O Tanach traz outro grande Tzadik que cometeu um erro parecido. O Rei Chizkiahu ficou doente e sentiu que suas forças diminuíam a cada dia. Ele recebeu a visita do profeta Yeshaiahu, que vinha trazer uma mensagem de D'us: a morte do rei se aproximava, e ele também perderia o Mundo Vindouro. Mas o Rei Chizkiahu era uma pessoa muito correta e não entendeu porque merecia um castigo assim tão duro. O profeta explicou que Chizkiahu estava sendo punido por nunca ter se casado. Porém, Chizkiahu explicou que havia um forte motivo para esta sua decisão. Ele sabia profeticamente que seu filho seria uma grande Rashá (malvado), e por isso quis evitar a vinda de alguém tão ruim ao mundo. O profeta explicou para ele que, a partir do momento em que D'us havia dado aos seres humanos a Mitzvá de “Pru Urvu” (crescer e multiplicar), não temos o direito de fazer cálculos sobre as consequências desta Mitzvá. Chizkiahu entendeu seu erro, escutou as palavras do profeta e se arrependeu de uma maneira tão sincera que D'us o perdoou e lhe acrescentou ainda muitos anos de vida.
 
Explica o Chafetz Chaim que muitas pessoas em nossa história, mesmo sendo Tzadikim e grandes em Torá, acabaram cometendo este tipo de erro. Os casos de Amram e Chizkiahu nos ensinam algo muito importante em relação ao ser humano e suas obrigações. Não temos a permissão de querer analisar tudo o que ocorre de acordo com a nossa lógica e entendimento, e direcionar nossas vidas de acordo com os nossos sentimentos. Mesmo quando queremos fazer “melhor do que D'us pediu”, isto é, mesmo quando somos sinceros e realmente queremos fazer o que é correto de acordo com o nosso entendimento, mesmo assim devemos sempre lembrar o quanto somos limitados, pois o ser humano somente consegue enxergar as consequências dos seus atos a curto prazo, enquanto D'us consegue enxergar tudo a longo prazo. Quando D'us nos comanda algo, não há lugar para questionamentos nem cálculos racionais.
 
Dizemos todos os dias na nossa reza da manhã: “Muitos são os pensamentos no coração do ser humano, mas é a vontade de D'us que sempre se cumpre”, e a Torá nos traz muitos exemplos práticos deste conceito espiritual. O Faraó decretou que todos os bebês homens fossem atirados no rio, inclusive os bebês egípcios, pelo medo de que o salvador do povo judeu nasceria naquele momento. Mas foi justamente este decreto que fez com que Batia, a filha do Faraó, encontrasse Moshé dentro da cestinha e o criasse dentro do palácio real, sendo alimentado e protegido pelo mesmo Faraó que fez de tudo para exterminá-lo. Quando Yossef foi vendido pelos seus irmãos ao Egito, parecia algo terrível, uma tragédia, mas na verdade era a preparação para a salvação do povo judeu, pois Yossef conseguiu acabar com a fome que mataria sua família. Já a ida de Yaacov para o Egito, para reencontrar Yossef depois de 22 anos, parecia algo bom e feliz, mas na realidade era o início do exílio do povo judeu, a preparação para a terrível escravidão que viria. E se pararmos para refletir, perceberemos algo ainda mais incrível. Miriam e seu conselho estão por trás do próprio nascimento de Moshé, o salvador do povo judeu, o que Amram teria evitado caso não tivesse se casado novamente com Yocheved. Isso demonstra o quanto somos limitados e que apenas D'us, que controla tudo, sabe exatamente os impactos e as consequências de cada pequeno acontecimento.

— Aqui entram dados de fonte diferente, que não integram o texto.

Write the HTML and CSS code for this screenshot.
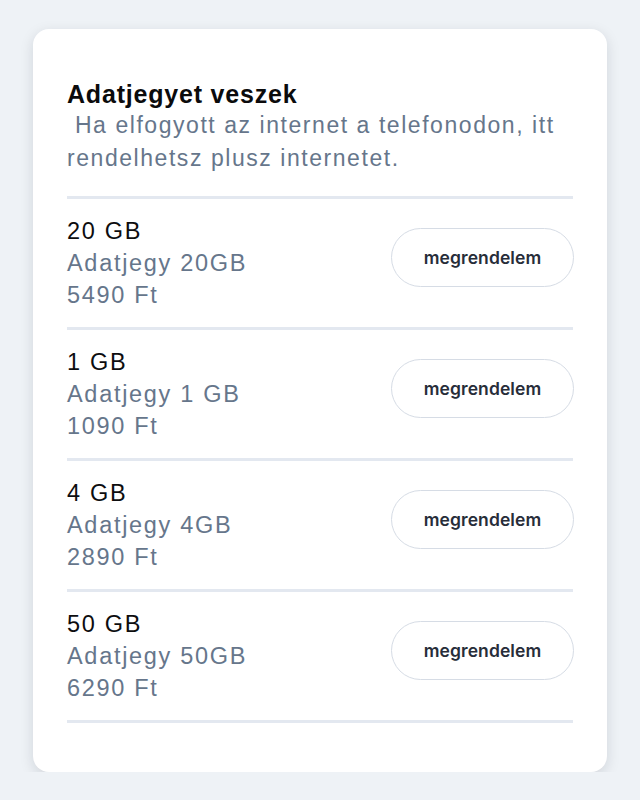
FILE: index.html
```html
<!DOCTYPE html>
<html lang="hu">
<head>
<meta charset="utf-8">
<title>Adatjegyet veszek</title>
<link rel="stylesheet" href="styles.css">
</head>
<body>
<div class="card">
  <h2 class="title">Adatjegyet veszek</h2>
  <p class="subtitle">&nbsp;Ha elfogyott az internet a telefonodon, itt rendelhetsz plusz internetet.</p>
  <ul class="list">
    <li class="item">
      <div class="info">
        <div class="name">20 GB</div>
        <div class="desc">Adatjegy 20GB</div>
        <div class="price">5490 Ft</div>
      </div>
      <button class="btn">megrendelem</button>
    </li>
    <li class="item">
      <div class="info">
        <div class="name">1 GB</div>
        <div class="desc">Adatjegy 1 GB</div>
        <div class="price">1090 Ft</div>
      </div>
      <button class="btn">megrendelem</button>
    </li>
    <li class="item">
      <div class="info">
        <div class="name">4 GB</div>
        <div class="desc">Adatjegy 4GB</div>
        <div class="price">2890 Ft</div>
      </div>
      <button class="btn">megrendelem</button>
    </li>
    <li class="item">
      <div class="info">
        <div class="name">50 GB</div>
        <div class="desc">Adatjegy 50GB</div>
        <div class="price">6290 Ft</div>
      </div>
      <button class="btn">megrendelem</button>
    </li>
  </ul>
</div>
</body>
</html>
```
FILE: styles.css
```css
html, body {
  margin: 0;
  padding: 0;
}
body {
  background: #eef2f6;
  font-family: "Liberation Sans", Arial, sans-serif;
  padding: 29px 33px 0 33px;
}
.card {
  width: 574px;
  box-sizing: border-box;
  background: #ffffff;
  border-radius: 16px;
  box-shadow: 0 4px 14px rgba(15, 23, 42, 0.13);
  padding: 50px 34px 49px 34px;
}
.title {
  margin: 0;
  font-size: 25px;
  line-height: 30px;
  font-weight: 700;
  letter-spacing: 0.8px;
  color: #0b0b0c;
}
.subtitle {
  margin: 0 0 21px 0;
  font-size: 23px;
  line-height: 33px;
  letter-spacing: 1.55px;
  color: #66768b;
}
.list {
  list-style: none;
  margin: 0;
  padding: 0;
  border-bottom: 3px solid #e3e8f0;
}
.item {
  display: flex;
  justify-content: space-between;
  align-items: flex-start;
  padding: 16px 0;
  border-top: 3px solid #e3e8f0;
}
.info {
  font-size: 23.5px;
  line-height: 32px;
  letter-spacing: 1.7px;
}
.name {
  color: #0d0d0f;
}
.desc, .price {
  color: #66768b;
}
.btn {
  margin-top: 13px;
  margin-right: -1px;
  width: 183px;
  height: 59px;
  box-sizing: border-box;
  background: #ffffff;
  border: 1.5px solid #d6dce5;
  border-radius: 30px;
  font-family: Inter, "Noto Sans", sans-serif;
  font-size: 17.5px;
  font-weight: 600;
  letter-spacing: 0.1px;
  color: #272d39;
  padding: 0;
  cursor: pointer;
}
```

A Parashá Shemot é um grande ensinamento de que os atos e artimanhas do ser humano na realidade não conseguem causar nenhum impacto real nos decretos Divinos. Como ensinam os nossos sábios: “A Teshuvá (arrependimento), a Tefilá (reza) e os atos de Tzedaká (caridade) podem mudar um Decreto Celestial”. Todos os nossos outros atos são apenas para despertar a Misericórdia Divina. Quando insistimos em fazer cálculos e ir contra a vontade de D'us, não apenas não alcançamos nosso objetivo, mas também as consequências muitas vezes saem ao contrário do que planejávamos, como ocorreu com o Faraó. Isto nos ensina a cumprirmos a vontade de D'us, mesmo quando possa parecer ilógico, pois apesar dos nossos esforços, no final será a vontade Dele que se cumprirá.